Mathematical Model of a Nonlinear Electromagnetic Circuit Based on the Modified Hamilton–Ostrogradsky Principle

This paper presents a mathematical model of a typical lumped-parameter electromagnetic assembly, which consists of two subassemblies: one includes a magnetic circuit and the other with selected elements of electric circuits. An interdisciplinary research approach is used, which assumes the use of a modified integral method based on the variational Hamilton–Ostrogradsky principle. The modification of the method is the extension of the Lagrange function by two components. The first one reflects the dissipation of electromagnetic energy in the system, while the second one reflects the effect of external non-potential forces acting on the electromagnetic system. This approach allows for the avoidance of the inconvenience of the classical theory, which assumes the decomposition of the entire integrated system into individual electrical subsystems.
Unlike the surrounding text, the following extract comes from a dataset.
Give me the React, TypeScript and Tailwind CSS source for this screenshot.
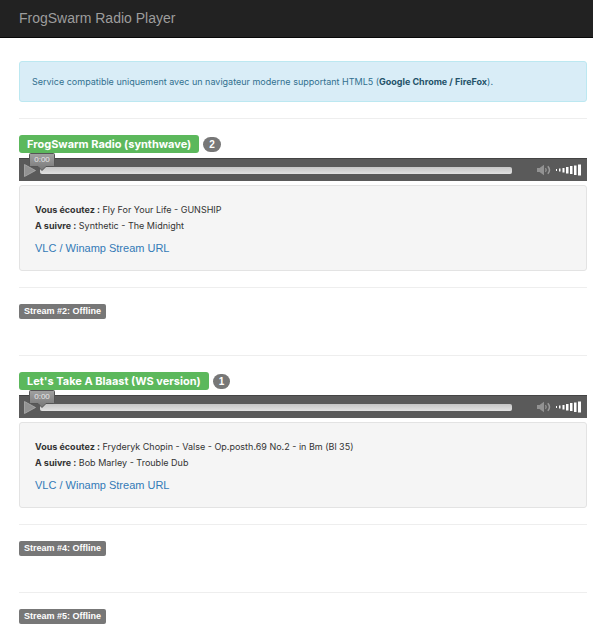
type Stream = {
  id: number
  name?: string
  listeners?: number
  current?: string
  next?: string
}

const streams: Stream[] = [
  {
    id: 1,
    name: 'FrogSwarm Radio (synthwave)',
    listeners: 2,
    current: 'Fly For Your Life - GUNSHIP',
    next: 'Synthetic - The Midnight',
  },
  { id: 2 },
  {
    id: 3,
    name: "Let's Take A Blaast (WS version)",
    listeners: 1,
    current: 'Fryderyk Chopin - Valse - Op.posth.69 No.2 - in Bm (Bl 35)',
    next: 'Bob Marley - Trouble Dub',
  },
  { id: 4 },
  { id: 5 },
]

function Player() {
  return (
    <div className="flex h-[23px] items-center border-t border-[#444] bg-[#5a5a5a] pr-[5px] pl-[5px]">
      <button type="button" aria-label="Lecture" className="w-3 shrink-0">
        <svg viewBox="0 0 12 13" className="block h-[13px] w-3">
          <path d="M.5.5 11.5 6.5.5 12.5Z" fill="#929292" stroke="#adadad" strokeWidth=".8" />
        </svg>
      </button>
      <div className="relative ml-1 h-[7px] flex-1 rounded-[2px] bg-linear-to-b from-[#c6c6c6] to-[#e2e2e2]">
        <div className="absolute -top-[14px] -left-[11px] h-[18px] w-[26px]">
          <svg viewBox="0 0 26 18" className="absolute inset-0 h-[18px] w-[26px]">
            <defs>
              <linearGradient id="bubble" x1="0" y1="0" x2="0" y2="1">
                <stop offset="0" stopColor="#a2a2a2" />
                <stop offset="1" stopColor="#777" />
              </linearGradient>
            </defs>
            <path
              d="M1.5.5H24.5Q25.5.5 25.5 1.5V12.5Q25.5 13.5 24.5 13.5H17L13 17.5 9 13.5H1.5Q.5 13.5.5 12.5V1.5Q.5.5 1.5.5Z"
              fill="url(#bubble)"
              stroke="#555"
            />
          </svg>
          <span className="relative block text-center text-[8px] leading-[14px] text-[#e8e8e8]">0:00</span>
        </div>
      </div>
      <button type="button" aria-label="Muet" className="ml-6 shrink-0">
        <svg viewBox="0 0 16 12" className="block h-3 w-4" fill="none" stroke="#9b9b9b">
          <path d="M1 4h2.5L8 .8v10.4L3.5 8H1Z" fill="#929292" stroke="none" />
          <path d="M9.5 4.2q1.4 1.8 0 3.6" strokeWidth="1.2" />
          <path d="M11.8 2.2q3.4 3.8 0 7.6" strokeWidth="1.5" />
        </svg>
      </button>
      <button type="button" aria-label="Volume" className="ml-[3px] shrink-0">
        <svg viewBox="0 0 27 12" className="block h-3 w-[27px]" fill="#fff">
          <path d="M1 5h1v2H1zM4 4.5h1.5v3H4zM7.5 4h2v4.5h-2zM11 3h2.5v6.5H11zM15 2h2.5v8H15zM19 1.5h2.5V11H19zM23 .5h3v11h-3z" />
        </svg>
      </button>
    </div>
  )
}

function OnlineStream({ stream }: { stream: Stream }) {
  return (
    <section className="border-t border-[#eee] py-4">
      <h2 className="flex items-center gap-1 font-bold text-white">
        <span className="rounded-[3px] bg-[#5cb85c] px-2 font-[Inter,sans-serif] text-[11px] leading-[18px]">
          {stream.name}
        </span>
        <span className="rounded-full bg-[#777] px-[6px] text-[10px] leading-[15px]">
          {stream.listeners}
        </span>
      </h2>
      <div className="mt-[5px]">
        <Player />
      </div>
      <div className="mt-1 rounded-[3px] border border-[#e3e3e3] bg-[#f5f5f5] px-[15px] pt-4 pb-[13px] text-[#333]">
        <p className="font-[Inter,sans-serif] text-[9px] leading-4">
          <strong>Vous écoutez :</strong> {stream.current}
        </p>
        <p className="font-[Inter,sans-serif] text-[9px] leading-4">
          <strong>A suivre :</strong> {stream.next}
        </p>
        <a href="#" className="mt-[6px] block w-fit text-[11px] leading-[17px] text-[#337ab7]">
          VLC / Winamp Stream URL
        </a>
      </div>
    </section>
  )
}

function OfflineStream({ id }: { id: number }) {
  return (
    <section className="border-t border-[#eee] pt-4 pb-9">
      <h2 className="w-fit rounded-[2px] bg-[#777] px-[5px] text-[9px] leading-[15px] font-bold text-white">
        Stream #{id}: Offline
      </h2>
    </section>
  )
}

export default function App() {
  return (
    <div className="h-screen overflow-hidden bg-white font-['Liberation_Sans',Arial,sans-serif]">
      <header className="border-b border-[#080808] bg-[#222] px-[19px]">
        <h1 className="text-[14px] leading-[37px] text-[#9d9d9d]">FrogSwarm Radio Player</h1>
      </header>
      <main className="pt-[23px] pr-[6px] pl-[19px]">
        <div
          role="alert"
          className="mb-4 rounded-[3px] border border-[#bce8f1] bg-[#d9edf7] px-3 py-3 font-[Inter,sans-serif] text-[9px] leading-[15px] text-[#31708f]"
        >
          Service compatible uniquement avec un navigateur moderne supportant HTML5 (
          <strong className="text-[#245269]">Google Chrome / FireFox</strong>).
        </div>
        {streams.map((stream) =>
          stream.name ? (
            <OnlineStream key={stream.id} stream={stream} />
          ) : (
            <OfflineStream key={stream.id} id={stream.id} />
          )
        )}
      </main>
    </div>
  )
}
The state equations of the electromagnetic subassembly are presented solely on the basis of the energy approach, which in turn allows taking into account various latent motions in the system, because the equations are derived based on non-stationary constraints between subsystems. The adopted theory allows for the formulation of the model of the system in a vector form, which gives much more possibilities for the analysis of higher-order electromagnetic circuits. Another important advantage is that the state equations of the considered electrical object are given in Cauchy normal form. In this way, the equations can be integrated both explicitly and implicitly. The results of computer simulations are presented in graphical form, analysed, and discussed.